Most of all, Byrne just turned 24 this week, putting him right there alongside the new generation of 8-second superstars.
“I kind of like seeing these guys come on tour, from the fire they got more than anything,” Byrne said. “You see how excited they are to be at the event and how everything just fell into place. It makes me work harder to do better because obviously these guys are wanting it more than anybody right now. They are going to come in and take it. It gets my fire going again.”
People often forget Byrne is still so young after seeing him grow up since beginning to ride full-time on the BFTS tour two seasons ago. He was always Dickies Bullfighter Jess Byrne’s Eifel Tower-tall younger brother in those first couple of years.
2014 was Byrne’s rookie year after making his debut at the Tulsa, Oklahoma, 2012 event. He married his childhood sweetheart Megan in August 2014 and he still lives in his childhood hometown of Prince Albert, Saskatchewan. This year, the couple welcomed their first child, Layla, to the world 10 days after Byrne’s first victory.

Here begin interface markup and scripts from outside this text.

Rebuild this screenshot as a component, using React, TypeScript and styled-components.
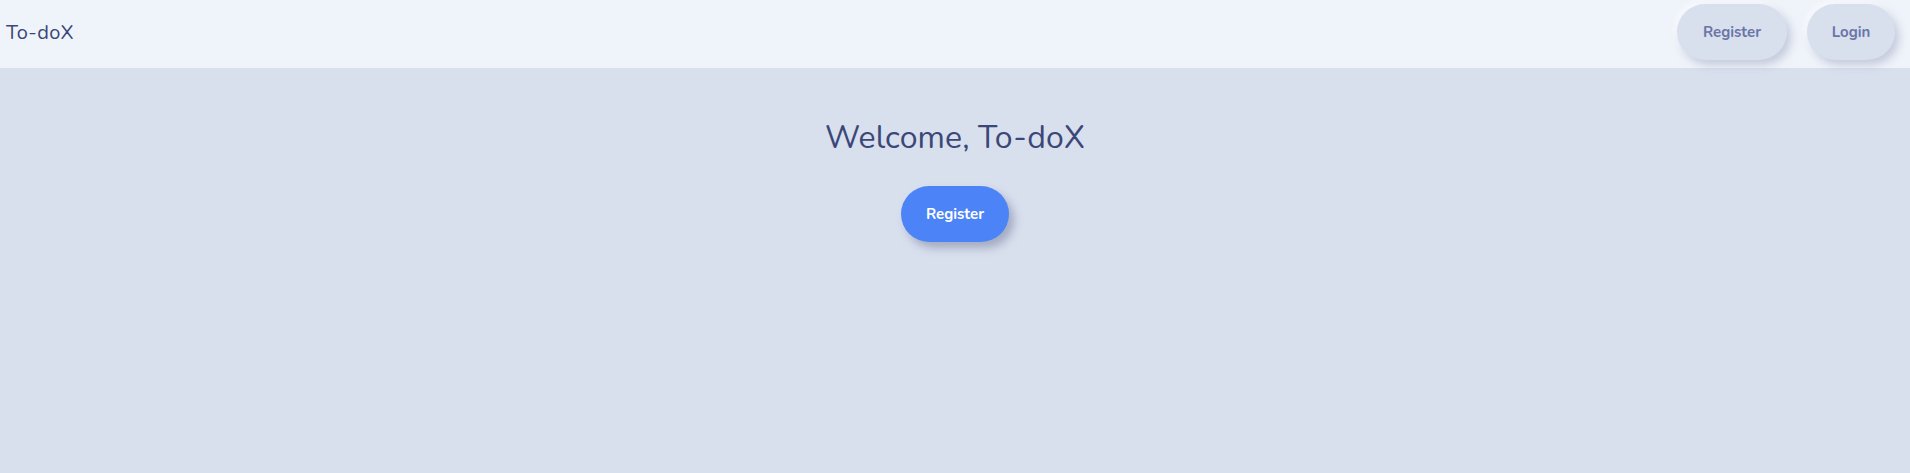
import React from "react";
import styled, { createGlobalStyle } from "styled-components";

const GlobalStyle = createGlobalStyle`
  html, body { margin: 0; padding: 0; }
  body {
    background: #d8dfed;
    font-family: "Nunito", "Lato", "Noto Sans", sans-serif;
    min-height: 473px;
  }
`;

const Page = styled.div`
  min-height: 473px;
  background: #d8dfed;
`;

const Header = styled.header`
  height: 68px;
  box-sizing: border-box;
  background: #eff3fa;
  display: flex;
  align-items: center;
  justify-content: space-between;
  padding: 0 15px 4px 6px;
`;

const Logo = styled.div`
  font-size: 20px;
  color: #3b4778;
  letter-spacing: 0.2px;
`;

const Nav = styled.nav`
  display: flex;
  gap: 20px;
`;

const NavButton = styled.button<{ $w: number }>`
  width: ${(p) => p.$w}px;
  height: 56px;
  border: none;
  border-radius: 28px;
  background: #d8dfed;
  color: #6a75a8;
  font-family: inherit;
  font-weight: 700;
  font-size: 15px;
  box-shadow: 4px 5px 8px rgba(160, 170, 195, 0.55), -3px -3px 6px rgba(255, 255, 255, 0.6);
  cursor: pointer;
`;

const Main = styled.main`
  display: flex;
  flex-direction: column;
  align-items: center;
  padding-top: 48px;
`;

const Title = styled.h1`
  margin: 0;
  font-weight: 400;
  font-size: 32px;
  color: #3b4778;
  letter-spacing: 0.1px;
`;

const PrimaryButton = styled.button`
  margin-top: 27px;
  width: 108px;
  height: 56px;
  border: none;
  border-radius: 28px;
  background: #4c84f7;
  color: #ffffff;
  font-family: inherit;
  font-weight: 700;
  font-size: 15px;
  box-shadow: 5px 6px 9px rgba(120, 130, 160, 0.55);
  cursor: pointer;
`;

export default function App() {
  return (
    <Page>
      <GlobalStyle />
      <Header>
        <Logo>To-doX</Logo>
        <Nav>
          <NavButton $w={110}>Register</NavButton>
          <NavButton $w={88}>Login</NavButton>
        </Nav>
      </Header>
      <Main>
        <Title>Welcome, To-doX</Title>
        <PrimaryButton>Register</PrimaryButton>
      </Main>
    </Page>
  );
}
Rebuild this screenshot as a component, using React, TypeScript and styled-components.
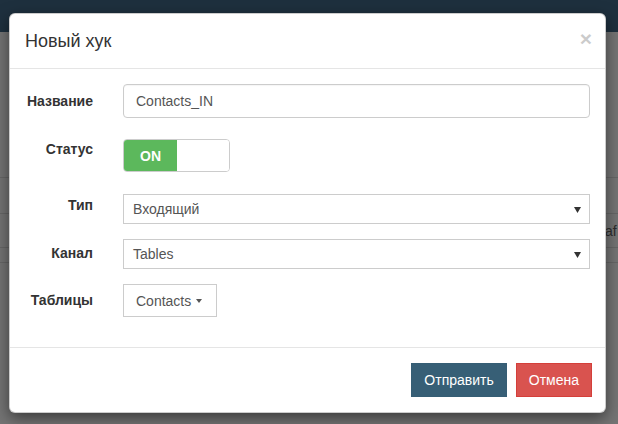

Tanner even talks like he is a bit older than his fellow riders.
“I am not much older than them, but I have been on tour a little bit longer than them so I have a little more experience on the Built Ford Tough Series,” he said. “It is cool to see the sport and the young guys coming in and competing and making us guys on tour rethink things a little and step up our game.”
Every young rider on the Built Ford Tough Series goes through the growing pains of adjusting to competing alongside the Top 35 riders in the world. During that adjustment period, there comes a moment where a rider has to realize he is no longer competing alongside his heroes and idols.
Now, the job is to defeat them at their own game.
Byrne made that realization once he finally tasted victory in Anaheim.
He was no longer satisfied being a BFTS rider, it was now time to become a true believer that he could contend for a World Championship.
“You put it up on such a pedestal of winning an event and being in the Top 10,” Byrne said. “Mostly because as a kid you grew up idealizing those guys, watching those guys. They were your heroes doing that. It takes a bigger step to be able to do that in your own mind. Just the confidence and being comfortable realizing that I am that top caliber guy and it is a big deal, but the world isn’t going to end if you win an event or the world. It is just a confidence thing and having fun and not really overthinking stuff.”
During his first two seasons, Byrne admits he struggled with bouncing back from buckoffs and failures in the arena. He finished third in the 2014 Rookie of the Year Race and 15th in the world standings. In 2015, Byrne showed even greater promise with a third-place finish at the World Finals and finished eighth in the world standings.
Byrne has won the past two Glen Keeley Awards, which is awarded to the Canadian-born rider who earns the most world standings points.
Fellow Canadian rider Aaron Roy has won a PBR record five Glen Keeley Awards. In fact, Byrne and Roy’s first two seasons on the BFTS were very similar. Roy went 52-for-123 (42.27 percent) with two 90-point rides and Byrne went 56-for-124 (45.16 percent) with zero 90-point rides.
Roy has noticed a change in Byrne since he turned pro.
“What surprised me the most is he kind of stopped losing his cool,” Roy said. “He got rid of that and it kind of changed his whole riding style. He is a great guy and is riding phenomenal right now. He has one of the highest riding percentages in the PBR this year and his ability to stay on bulls impressed me. It doesn’t matter what bull they are, he finds a way to stay on.”
The two once again are battling it out for the Glen Keeley Award as Byrne’s role on the BFTS has continued to evolve. He is no longer just another young gun on the rise or Jesse Byrne’s cute little brother.
He has become the face of Canadian bull riders.
No Canadian-born rider has won the PBR World Championship and Byrne has repeatedly said that he wants to change that in the near future, regardless of his age or experience level.
“It is all good and fancy and fun, but I am here to win a World Championship and that is what I am going to strive for every weekend,” Byrne said. “I want to become the first Canadian to win a World Championship.”